# Gator Lakes Hurlburt Field 4 Feb Big Bass are here



## auguy7777 (Feb 23, 2009)

https://youtu.be/ugO3klRYkhQ

I've been pretty quiet in 2017 so far. After I won my club tournament on Frank Jackson last weekend with 11 pounds and a 4 pound lunker, I found the big female bass were up real shallow in less that 3 feet of water. So, yesterday I decided to employ the same tactics and the results were outstanding. It was freezing from the get go, but the bass were biting hot. Once the sun got up and it got warmer, the bite shut off around 11am. My best 5 would've went between 15 and 18 pounds yesterday, but the video speaks for itself. 2017 is off to a great start.


----------



## duckhunter38135 (Nov 27, 2014)

Nice! I know there's monsters in that lake I just can't find them. I haven't had much luck figuring out the bite yet. 

If you every want some company pm me and I'll give you my number.


----------



## jcoss15 (Oct 11, 2010)

Nice, its good to see someone with a good hook set fishing a worm, nothing drives me crazier than seeing someone miss fish on a worm because they don't give them a good hard hook set.


----------



## OHenry (Apr 28, 2011)

Great morning! Congrats.


----------



## Buckchaser (Jan 28, 2014)

jcoss15 said:


> Nice, its good to see someone with a good hook set fishing a worm, nothing drives me crazier than seeing someone miss fish on a worm because they don't give them a good hard hook set.


Ask auguy about my hookset lol


----------



## Kick Some Bass (Apr 29, 2010)

auguy7777 said:


> http://youtu.be/ugO3klRYkhQ
> 
> I've been pretty quiet in 2017 so far. After I won my club tournament on Frank Jackson last weekend with 11 pounds and a 4 pound lunker, I found the big female bass were up real shallow in less that 3 feet of water. So, yesterday I decided to employ the same tactics and the results were outstanding. It was freezing from the get go, but the bass were biting hot. Once the sun got up and it got warmer, the bite shut off around 11am. My best 5 would've went between 15 and 18 pounds yesterday, but the video speaks for itself. 2017 is off to a great start.


Good stuff. How do you get your boat in there. I have a Nitro 898 and when I look at that area to launch, it looks like a mess...

KSB


----------



## auguy7777 (Feb 23, 2009)

jcoss15 said:


> Nice, its good to see someone with a good hook set fishing a worm, nothing drives me crazier than seeing someone miss fish on a worm because they don't give them a good hard hook set.

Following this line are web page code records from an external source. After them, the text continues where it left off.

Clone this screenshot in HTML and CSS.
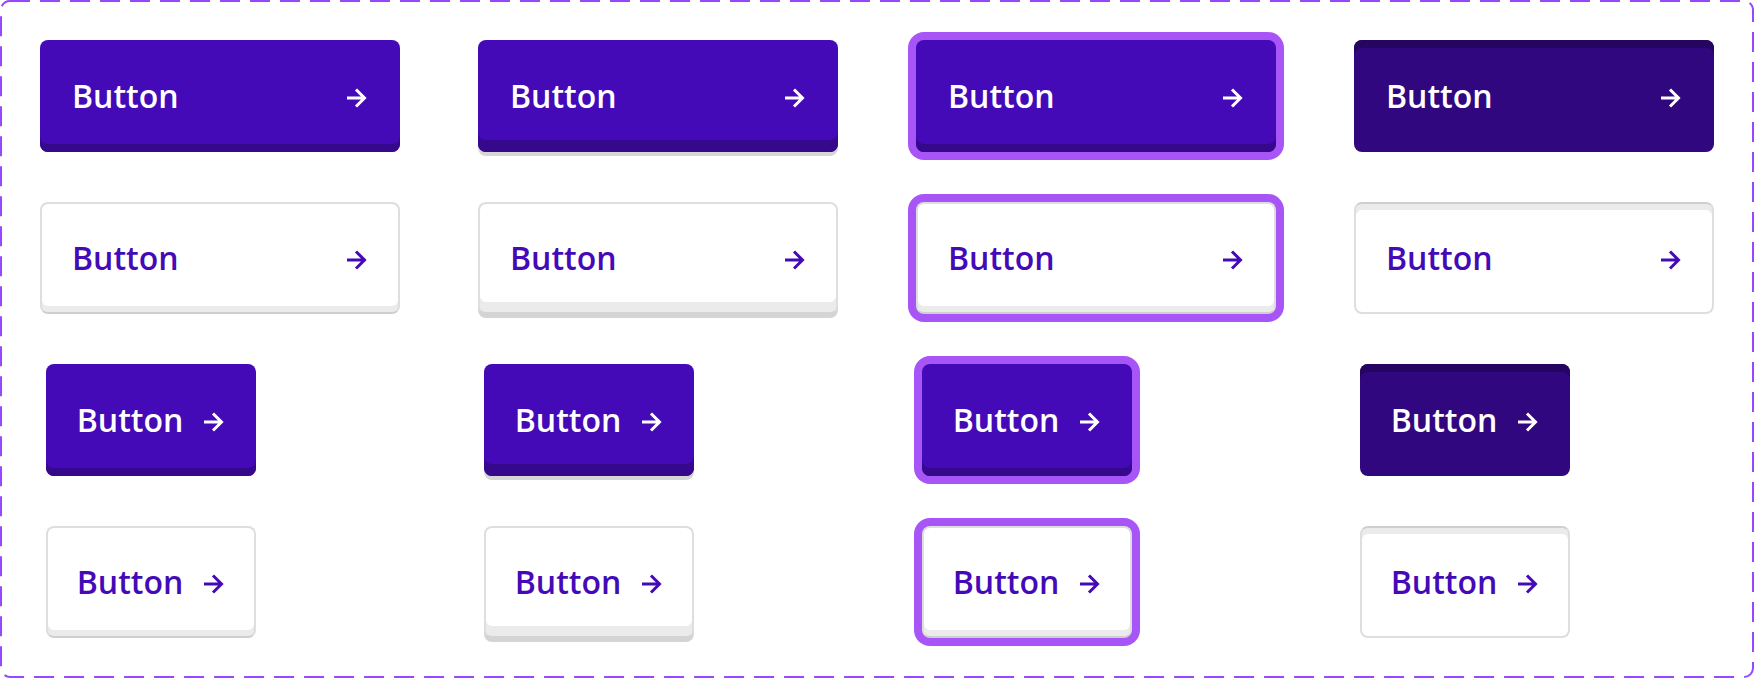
FILE: index.html
```html
<!DOCTYPE html>
<html lang="en">
<head>
<meta charset="utf-8">
<title>Buttons</title>
<link rel="stylesheet" href="styles.css">
</head>
<body>
<main class="frame">
  <svg class="frame-border" width="1754" height="678" viewBox="0 0 1754 678" aria-hidden="true">
    <rect x="1" y="1" width="1752" height="676" rx="9" ry="9" fill="none" stroke="#9747ff" stroke-width="2" stroke-dasharray="20 10"/>
  </svg>

  <button class="btn btn-lg btn-primary"><span class="label">Button</span><svg class="arrow" viewBox="0 0 22 20"><path d="M1 10h17.5M10 1.5l8.5 8.5-8.5 8.5"/></svg></button>
  <button class="btn btn-lg btn-primary is-hover"><span class="label">Button</span><svg class="arrow" viewBox="0 0 22 20"><path d="M1 10h17.5M10 1.5l8.5 8.5-8.5 8.5"/></svg></button>
  <button class="btn btn-lg btn-primary is-focus"><span class="label">Button</span><svg class="arrow" viewBox="0 0 22 20"><path d="M1 10h17.5M10 1.5l8.5 8.5-8.5 8.5"/></svg></button>
  <button class="btn btn-lg btn-primary is-active"><span class="label">Button</span><svg class="arrow" viewBox="0 0 22 20"><path d="M1 10h17.5M10 1.5l8.5 8.5-8.5 8.5"/></svg></button>

  <button class="btn btn-lg btn-secondary"><span class="label">Button</span><svg class="arrow" viewBox="0 0 22 20"><path d="M1 10h17.5M10 1.5l8.5 8.5-8.5 8.5"/></svg></button>
  <button class="btn btn-lg btn-secondary is-hover"><span class="label">Button</span><svg class="arrow" viewBox="0 0 22 20"><path d="M1 10h17.5M10 1.5l8.5 8.5-8.5 8.5"/></svg></button>
  <button class="btn btn-lg btn-secondary is-focus"><span class="label">Button</span><svg class="arrow" viewBox="0 0 22 20"><path d="M1 10h17.5M10 1.5l8.5 8.5-8.5 8.5"/></svg></button>
  <button class="btn btn-lg btn-secondary is-active"><span class="label">Button</span><svg class="arrow" viewBox="0 0 22 20"><path d="M1 10h17.5M10 1.5l8.5 8.5-8.5 8.5"/></svg></button>

  <button class="btn btn-sm btn-primary"><span class="label">Button</span><svg class="arrow" viewBox="0 0 22 20"><path d="M1 10h17.5M10 1.5l8.5 8.5-8.5 8.5"/></svg></button>
  <button class="btn btn-sm btn-primary is-hover"><span class="label">Button</span><svg class="arrow" viewBox="0 0 22 20"><path d="M1 10h17.5M10 1.5l8.5 8.5-8.5 8.5"/></svg></button>
  <button class="btn btn-sm btn-primary is-focus"><span class="label">Button</span><svg class="arrow" viewBox="0 0 22 20"><path d="M1 10h17.5M10 1.5l8.5 8.5-8.5 8.5"/></svg></button>
  <button class="btn btn-sm btn-primary is-active"><span class="label">Button</span><svg class="arrow" viewBox="0 0 22 20"><path d="M1 10h17.5M10 1.5l8.5 8.5-8.5 8.5"/></svg></button>

  <button class="btn btn-sm btn-secondary"><span class="label">Button</span><svg class="arrow" viewBox="0 0 22 20"><path d="M1 10h17.5M10 1.5l8.5 8.5-8.5 8.5"/></svg></button>
  <button class="btn btn-sm btn-secondary is-hover"><span class="label">Button</span><svg class="arrow" viewBox="0 0 22 20"><path d="M1 10h17.5M10 1.5l8.5 8.5-8.5 8.5"/></svg></button>
  <button class="btn btn-sm btn-secondary is-focus"><span class="label">Button</span><svg class="arrow" viewBox="0 0 22 20"><path d="M1 10h17.5M10 1.5l8.5 8.5-8.5 8.5"/></svg></button>
  <button class="btn btn-sm btn-secondary is-active"><span class="label">Button</span><svg class="arrow" viewBox="0 0 22 20"><path d="M1 10h17.5M10 1.5l8.5 8.5-8.5 8.5"/></svg></button>
</main>
</body>
</html>
```

FILE: styles.css
```css
html, body {
  margin: 0;
  padding: 0;
  background: #ffffff;
}

.frame {
  position: relative;
  box-sizing: border-box;
  width: 1754px;
  height: 678px;
  padding: 40px;
  display: grid;
  grid-template-columns: repeat(4, 360px);
  grid-auto-rows: 112px;
  column-gap: 78px;
  row-gap: 50px;
  background: #ffffff;
}

.frame-border {
  position: absolute;
  left: 0;
  top: 0;
  pointer-events: none;
}

.btn {
  box-sizing: border-box;
  height: 112px;
  margin: 0;
  border: 0;
  border-radius: 8px;
  display: flex;
  align-items: center;
  gap: 20px;
  padding: 0 32px;
  font-family: "Open Sans", Inter, sans-serif;
  font-weight: 600;
  font-size: 32px;
  line-height: 1;
  cursor: pointer;
}

.btn-lg {
  width: 360px;
  justify-content: space-between;
}

.btn-sm {
  width: 210px;
  justify-content: center;
  margin-left: 6px;
}

.label {
  display: block;
}

.arrow {
  width: 22px;
  height: 20px;
  flex: none;
  margin-top: 3px;
  fill: none;
  stroke: currentColor;
  stroke-width: 3;
  stroke-linejoin: miter;
  stroke-linecap: butt;
}

/* Primary */
.btn-primary {
  background: #440ab8;
  color: #ffffff;
  box-shadow: inset 0 -8px 0 #35088c;
}

.btn-primary.is-hover {
  box-shadow: inset 0 -12px 0 #35088c, 0 4px 0 #d6d6d6;
}

.btn-primary.is-focus {
  box-shadow: inset 0 -8px 0 #35088c, 0 0 0 8px #a855f7;
}

.btn-primary.is-active {
  background: #31077f;
  box-shadow: inset 0 8px 0 #250560;
}

/* Secondary */
.btn-secondary {
  background: #ffffff;
  color: #440ab8;
  border: 2px solid #dedede;
  border-bottom-color: #cfcfcf;
  padding: 0 30px;
  box-shadow: inset 0 -6px 0 #ebebeb;
}

.btn-secondary.is-hover {
  border-bottom-color: #d4d4d4;
  box-shadow: inset 0 -10px 0 #ebebeb, 0 4px 0 #d4d4d4;
}

.btn-secondary.is-focus {
  box-shadow: inset 0 -6px 0 #ebebeb, 0 0 0 8px #a855f7;
}

.btn-secondary.is-active {
  border-color: #dedede;
  border-top-color: #cfcfcf;
  box-shadow: inset 0 6px 0 #ebebeb;
}
```
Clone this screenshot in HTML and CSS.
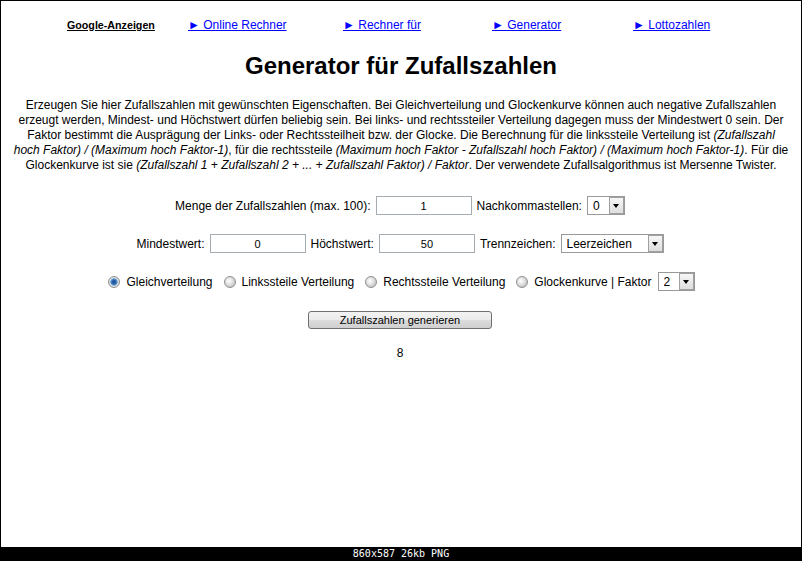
FILE: index.html
```html
<!DOCTYPE html>
<html lang="de">
<head>
    <meta charset="UTF-8">
    <meta name="viewport" content="width=device-width, initial-scale=1.0">
    <title>Generator für Zufallszahlen</title>
    <link rel="stylesheet" href="styles.css">
</head>
<body>
    <div class="shot">
        <div class="topnav">
            <a class="ads" href="#">Google-Anzeigen</a>
            <a href="#">► Online Rechner</a>
            <a href="#">► Rechner für</a>
            <a href="#">► Generator</a>
            <a href="#">► Lottozahlen</a>
        </div>

        <h1>Generator für Zufallszahlen</h1>

        <p class="intro">Erzeugen Sie hier Zufallszahlen mit gewünschten Eigenschaften. Bei Gleichverteilung und Glockenkurve können auch negative Zufallszahlen erzeugt werden, Mindest- und Höchstwert dürfen beliebig sein. Bei links- und rechtssteiler Verteilung dagegen muss der Mindestwert 0 sein. Der Faktor bestimmt die Ausprägung der Links- oder Rechtssteilheit bzw. der Glocke. Die Berechnung für die linkssteile Verteilung ist <i>(Zufallszahl hoch&nbsp;Faktor) / (Maximum hoch Faktor-1)</i>, für die rechtssteile <i>(Maximum hoch Faktor - Zufallszahl hoch Faktor) / (Maximum hoch Faktor-1)</i>. Für die Glockenkurve ist sie <i>(Zufallszahl 1 + Zufallszahl 2 + ... + Zufallszahl Faktor) / Faktor</i>. Der verwendete Zufallsalgorithmus ist Mersenne Twister.</p>

        <form class="gen">
            <div class="row">
                <label for="menge">Menge der Zufallszahlen (max. 100):</label>
                <input type="text" id="menge" value="1">
                <label for="nachkomma">Nachkommastellen:</label>
                <span class="select sel-small">
                    <select id="nachkomma">
                        <option>0</option>
                        <option>1</option>
                        <option>2</option>
                    </select>
                    <span class="arrow"></span>
                </span>
            </div>

            <div class="row">
                <label for="min">Mindestwert:</label>
                <input type="text" id="min" value="0">
                <label for="max">Höchstwert:</label>
                <input type="text" id="max" value="50">
                <label for="trenn">Trennzeichen:</label>
                <span class="select sel-wide">
                    <select id="trenn">
                        <option>Leerzeichen</option>
                        <option>Komma</option>
                        <option>Zeilenumbruch</option>
                    </select>
                    <span class="arrow"></span>
                </span>
            </div>

            <div class="row dist">
                <label class="opt"><input type="radio" name="dist" checked> Gleichverteilung</label>
                <label class="opt"><input type="radio" name="dist"> Linkssteile Verteilung</label>
                <label class="opt"><input type="radio" name="dist"> Rechtssteile Verteilung</label>
                <label class="opt"><input type="radio" name="dist"> Glockenkurve | Faktor
                    <span class="select sel-factor">
                        <select>
                            <option>2</option>
                            <option>3</option>
                            <option>4</option>
                        </select>
                        <span class="arrow"></span>
                    </span>
                </label>
            </div>

            <div class="row">
                <button type="button">Zufallszahlen generieren</button>
            </div>
        </form>

        <div class="result">8</div>
    </div>
    <div class="caption">860x587 26kb PNG</div>
</body>
</html>
```

FILE: styles.css
```css
body {
    margin: 0;
    background: #000;
    font-family: "Liberation Sans", Arial, sans-serif;
    color: #000;
}

.shot {
    background: #fff;
    margin: 1px 1px 0 1px;
    height: 546px;
    overflow: hidden;
}

.caption {
    height: 14px;
    color: #fff;
    font: 10px/14px "DejaVu Sans Mono", monospace;
    text-align: center;
}

/* top link bar */
.topnav {
    display: grid;
    grid-template-columns: 121px 155px 149px 141px 1fr;
    align-items: baseline;
    padding: 17px 0 0 66px;
    font-size: 12px;
    line-height: 15px;
}

.topnav a {
    color: #00f;
    justify-self: start;
}

.topnav .ads {
    color: #000;
    font-weight: bold;
    font-size: 10.7px;
}

h1 {
    margin: 19px 0 0;
    font-size: 24px;
    line-height: 28px;
    text-align: center;
}

.intro {
    margin: 18px 7px 0;
    font-size: 12px;
    line-height: 15px;
    text-align: center;
}

/* form */
.gen {
    display: flex;
    flex-direction: column;
    align-items: center;
    gap: 19px;
    margin: 23px 2px 0 0;
    font-size: 12px;
}

.row {
    display: flex;
    align-items: center;
    justify-content: center;
    gap: 5px;
    min-height: 19px;
}

.row.dist {
    gap: 11px;
    margin-left: 3px;
}

.row input[type="text"] {
    box-sizing: border-box;
    width: 96px;
    height: 19px;
    margin: 0;
    padding: 0;
    border: 1px solid #a5acb2;
    font: 11px "Liberation Sans", Arial, sans-serif;
    text-align: center;
    color: #000;
}

.select {
    position: relative;
    display: inline-block;
    height: 19px;
}

.select select {
    appearance: none;
    -webkit-appearance: none;
    box-sizing: border-box;
    width: 100%;
    height: 100%;
    margin: 0;
    padding: 0 0 0 5px;
    border: 1px solid #999;
    border-radius: 0;
    background: #fff;
    font: 12px "Liberation Sans", Arial, sans-serif;
    color: #000;
}

.select .arrow {
    position: absolute;
    top: 1px;
    right: 1px;
    bottom: 1px;
    width: 15px;
    box-sizing: border-box;
    border: 1px solid #a0a0a0;
    background: linear-gradient(#f6f6f6, #dedede);
    pointer-events: none;
}

.select .arrow::after {
    content: "";
    position: absolute;
    left: 3px;
    top: 6px;
    border-left: 3.5px solid transparent;
    border-right: 3.5px solid transparent;
    border-top: 4px solid #000;
}

.sel-small {
    width: 38px;
}

.sel-wide {
    width: 103px;
}

.sel-factor {
    width: 37px;
}

.opt {
    display: inline-flex;
    align-items: center;
    gap: 6px;
}

.opt input[type="radio"] {
    appearance: none;
    -webkit-appearance: none;
    width: 12px;
    height: 12px;
    margin: 0;
    border: 1px solid #8e8f8f;
    border-radius: 50%;
    background: radial-gradient(circle at 40% 40%, #fff 0, #e6e6e6 3px, #c8c8c8 6px);
}

.opt input[type="radio"]:checked {
    background: radial-gradient(circle, #1f4f8f 0, #2b64ac 2px, #79a8dc 3.5px, #e8e8e8 4px, #d2d2d2 6px);
}

button {
    width: 184px;
    height: 18px;
    padding: 0;
    border: 1px solid #707070;
    border-radius: 3px;
    background: linear-gradient(#f2f2f2 0, #ebebeb 50%, #dddddd 50%, #cfcfcf 100%);
    font: 11px "Liberation Sans", Arial, sans-serif;
    color: #000;
    cursor: pointer;
}

.result {
    margin: 17px 2px 0 0;
    font-size: 12px;
    line-height: 15px;
    text-align: center;
}
```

Thanks man, but I believe it is a fine line IMO. Too light and you don't set it in and too hard and the fish goes home and not into your boat.


----------



## auguy7777 (Feb 23, 2009)

Kick Some Bass said:


> Good stuff. How do you get your boat in there. I have a Nitro 898 and when I look at that area to launch, it looks like a mess...
> 
> KSB


I launch at the boat ramp and have always been able to get it in there. The water is barely deep enough, but has always been enough. Easier to launch, more difficult to recover because you really have nowhere to tie your boat to and the launch is so narrow.


----------



## TFRIZZ30 (Jun 26, 2014)

Do they still have and Enforce the life vest rule on gator lake. 


Sent from my iPhone using Tapatalk


----------



## auguy7777 (Feb 23, 2009)

Finally got the pics from the trip to upload, just a few


----------



## auguy7777 (Feb 23, 2009)

TFRIZZ30 said:


> Do they still have and Enforce the life vest rule on gator lake.
> 
> 
> Sent from my iPhone using Tapatalk


Yes they do


----------



## basnbud (Jul 20, 2011)

any good bream or crappy in that lake?


----------